EPA Grants $1.9 Million to Virginia Tech

Yesterday, the U.S. Environmental Protection Agency (EPA) awarded $1,981,500 to Virginia Polytechnic Institute and State University (Virginia Tech) in Blacksburg, Va., to research lead in drinking water. Virginia Tech will use this funding to create a public assisted framework to detect and control lead in drinking water, working collaboratively with the public, encouraging citizen scientists to participate in the research.

Lead in drinking water is a national problem, and according to EPA Administrator Scott Pruitt it is one of the greatest environmental threats we face as a country, especially dangerous for our children. Flint Michigan was not an aberration nor was it the worst incidence of lead in drinking water supplies. Flint became famous for their lead problem because of a combination of determined residents, blatant misrepresentation by public officials, and the good luck of engaging Professor Marc Edwards of Virginia Tech. This allowed Flint to become the poster child for lead in drinking water that Washington DC failed to become ten years earlier. Last year in an examination of data, Reuters found 3,000 communities that had recently recorded lead levels at least double those in Flint during the peak of that city’s contamination crisis. Now, according to EPA Virginia Tech's research will move us one step closer to eradicating lead in drinking water.”

Lead does not exist in in most groundwater, rivers and lakes- the source water for most municipal and private water supplies. Instead, lead in drinking water is picked up from the pipes on its journey into a home. In older homes the water service lines delivering water from the water main in the street into each home were commonly made of lead. This practice began to fade by the 1950’s but was legal until 1988. Lead was also used to solder copper pipes together before 1988 (when the 1986 ban on lead in paint and solder went into effect). Also until very recently (2011 Reduction of Lead in Drinking Water Act) almost all drinking water fixtures were made from brass containing up to 8% lead, even if they carry a plated veneer of chrome, nickel or brushed aluminum and were sold as "lead-free." So even homes built with PVC piping in the 2000’s may have some lead in most of the faucets.

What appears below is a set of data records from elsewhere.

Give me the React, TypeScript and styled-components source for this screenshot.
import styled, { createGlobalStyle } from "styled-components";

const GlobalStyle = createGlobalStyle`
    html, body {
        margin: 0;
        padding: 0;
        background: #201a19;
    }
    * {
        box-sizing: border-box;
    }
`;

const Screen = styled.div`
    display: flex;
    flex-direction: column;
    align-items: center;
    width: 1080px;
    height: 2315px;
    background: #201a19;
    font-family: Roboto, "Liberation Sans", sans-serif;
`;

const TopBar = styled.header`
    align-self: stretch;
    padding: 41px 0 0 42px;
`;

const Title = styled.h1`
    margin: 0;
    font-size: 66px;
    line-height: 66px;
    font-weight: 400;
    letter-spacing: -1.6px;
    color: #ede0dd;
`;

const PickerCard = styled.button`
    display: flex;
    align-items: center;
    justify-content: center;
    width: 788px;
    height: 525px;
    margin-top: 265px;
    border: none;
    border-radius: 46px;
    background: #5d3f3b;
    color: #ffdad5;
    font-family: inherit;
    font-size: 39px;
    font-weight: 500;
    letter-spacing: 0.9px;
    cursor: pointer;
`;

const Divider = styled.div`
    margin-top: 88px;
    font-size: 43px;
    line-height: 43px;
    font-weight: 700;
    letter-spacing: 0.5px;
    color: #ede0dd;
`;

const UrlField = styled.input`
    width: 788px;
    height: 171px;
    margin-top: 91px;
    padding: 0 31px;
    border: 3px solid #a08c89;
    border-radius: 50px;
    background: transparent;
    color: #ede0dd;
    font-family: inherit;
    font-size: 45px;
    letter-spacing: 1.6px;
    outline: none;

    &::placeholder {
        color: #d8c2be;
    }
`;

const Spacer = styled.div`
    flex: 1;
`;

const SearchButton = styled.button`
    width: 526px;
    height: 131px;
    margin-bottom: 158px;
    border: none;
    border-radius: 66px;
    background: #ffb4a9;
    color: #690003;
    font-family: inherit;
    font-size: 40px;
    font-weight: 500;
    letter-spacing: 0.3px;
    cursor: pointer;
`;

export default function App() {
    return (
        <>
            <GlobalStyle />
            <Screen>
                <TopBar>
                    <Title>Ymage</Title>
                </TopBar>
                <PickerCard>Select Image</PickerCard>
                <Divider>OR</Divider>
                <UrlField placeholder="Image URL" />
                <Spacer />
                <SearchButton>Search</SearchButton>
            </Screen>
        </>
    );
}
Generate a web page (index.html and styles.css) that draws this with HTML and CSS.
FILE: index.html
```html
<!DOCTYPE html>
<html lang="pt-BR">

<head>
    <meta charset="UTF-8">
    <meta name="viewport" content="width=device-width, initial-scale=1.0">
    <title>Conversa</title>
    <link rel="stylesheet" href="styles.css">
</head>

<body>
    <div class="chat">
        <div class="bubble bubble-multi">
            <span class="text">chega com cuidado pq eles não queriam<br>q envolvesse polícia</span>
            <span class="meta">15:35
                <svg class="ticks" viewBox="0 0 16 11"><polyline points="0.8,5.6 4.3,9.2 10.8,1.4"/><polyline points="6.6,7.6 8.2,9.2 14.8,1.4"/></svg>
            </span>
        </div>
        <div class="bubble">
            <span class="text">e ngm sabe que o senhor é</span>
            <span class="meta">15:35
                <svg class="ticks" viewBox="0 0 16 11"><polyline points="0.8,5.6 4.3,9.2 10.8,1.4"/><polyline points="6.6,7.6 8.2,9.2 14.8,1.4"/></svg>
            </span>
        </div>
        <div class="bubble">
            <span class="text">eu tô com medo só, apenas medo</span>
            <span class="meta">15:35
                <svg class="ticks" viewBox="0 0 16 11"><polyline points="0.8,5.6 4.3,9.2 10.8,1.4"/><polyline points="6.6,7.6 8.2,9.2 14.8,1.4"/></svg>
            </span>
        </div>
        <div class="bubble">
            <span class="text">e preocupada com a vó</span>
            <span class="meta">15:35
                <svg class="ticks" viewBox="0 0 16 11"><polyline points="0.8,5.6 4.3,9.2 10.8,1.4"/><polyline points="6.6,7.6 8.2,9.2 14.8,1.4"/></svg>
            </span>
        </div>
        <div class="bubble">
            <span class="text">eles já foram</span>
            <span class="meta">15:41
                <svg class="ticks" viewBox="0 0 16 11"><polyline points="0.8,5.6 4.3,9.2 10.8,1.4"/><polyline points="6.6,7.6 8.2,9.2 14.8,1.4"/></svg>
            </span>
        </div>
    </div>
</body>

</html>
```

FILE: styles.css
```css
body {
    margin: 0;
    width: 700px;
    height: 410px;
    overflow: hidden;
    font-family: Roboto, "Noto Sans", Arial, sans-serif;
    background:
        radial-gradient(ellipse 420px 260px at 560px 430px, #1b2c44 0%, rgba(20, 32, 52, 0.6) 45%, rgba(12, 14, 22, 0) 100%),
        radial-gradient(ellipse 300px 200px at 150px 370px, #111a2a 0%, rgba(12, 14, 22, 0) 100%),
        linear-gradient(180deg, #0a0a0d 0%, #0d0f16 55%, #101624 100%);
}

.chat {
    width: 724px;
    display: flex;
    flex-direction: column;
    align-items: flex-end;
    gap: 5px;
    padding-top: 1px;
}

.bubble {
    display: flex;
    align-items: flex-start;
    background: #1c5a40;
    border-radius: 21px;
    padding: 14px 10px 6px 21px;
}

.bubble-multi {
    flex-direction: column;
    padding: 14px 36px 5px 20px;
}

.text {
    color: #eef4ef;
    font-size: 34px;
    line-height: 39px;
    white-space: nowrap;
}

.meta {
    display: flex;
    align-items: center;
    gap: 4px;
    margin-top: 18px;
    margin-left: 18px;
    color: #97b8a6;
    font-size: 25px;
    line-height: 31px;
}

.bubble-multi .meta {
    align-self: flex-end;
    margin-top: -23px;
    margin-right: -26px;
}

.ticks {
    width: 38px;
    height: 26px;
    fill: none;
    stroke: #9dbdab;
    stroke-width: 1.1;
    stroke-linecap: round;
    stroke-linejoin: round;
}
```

The nation’s water infrastructure the pipes, treatment plants and other critical components that deliver drinking water have grown old. In many of our cities water pipes installed when systems were built have only been replaced when they break. The building service lines that connect homes and businesses to the water mains are often the original lines. For decades instead of replacing lead pipes urban water companies have used chemicals to control lead and other chemicals from leaching into the water supply.

Many at the American Water Works Association and other scientists have questioned the wisdom of this strategy. Even when successful there is always some lead leaching into the drinking water. Many of us believe that there is no safe level of lead in drinking water. No amount of exposure to lead is safe. Our national goal is to eliminate exposure to lead especially for children, who are both more susceptible to lead poisoning and suffer more severe impacts. Even at very low levels once considered safe, lead can cause serious, irreversible damage to the developing brains and nervous systems of babies and young children.

According to Principal Investigator on the Project, Dr. Marc Edwards, “Our team will establish one of the largest citizen science engineering projects in U.S. history to help individuals and communities deal with our shared responsibility for controlling exposure to lead in drinking water through a combination of low-cost sampling, outreach, direct collaboration, and modeling,” Dr. Marc Edwards continued, “We will tap a growing ‘crowd’ of consumers who want to learn how to better protect themselves from lead, and in the process, also create new knowledge to protect others. Whether from wells or municipalities, we all consume water, and we can collectively work to reduce health risks.”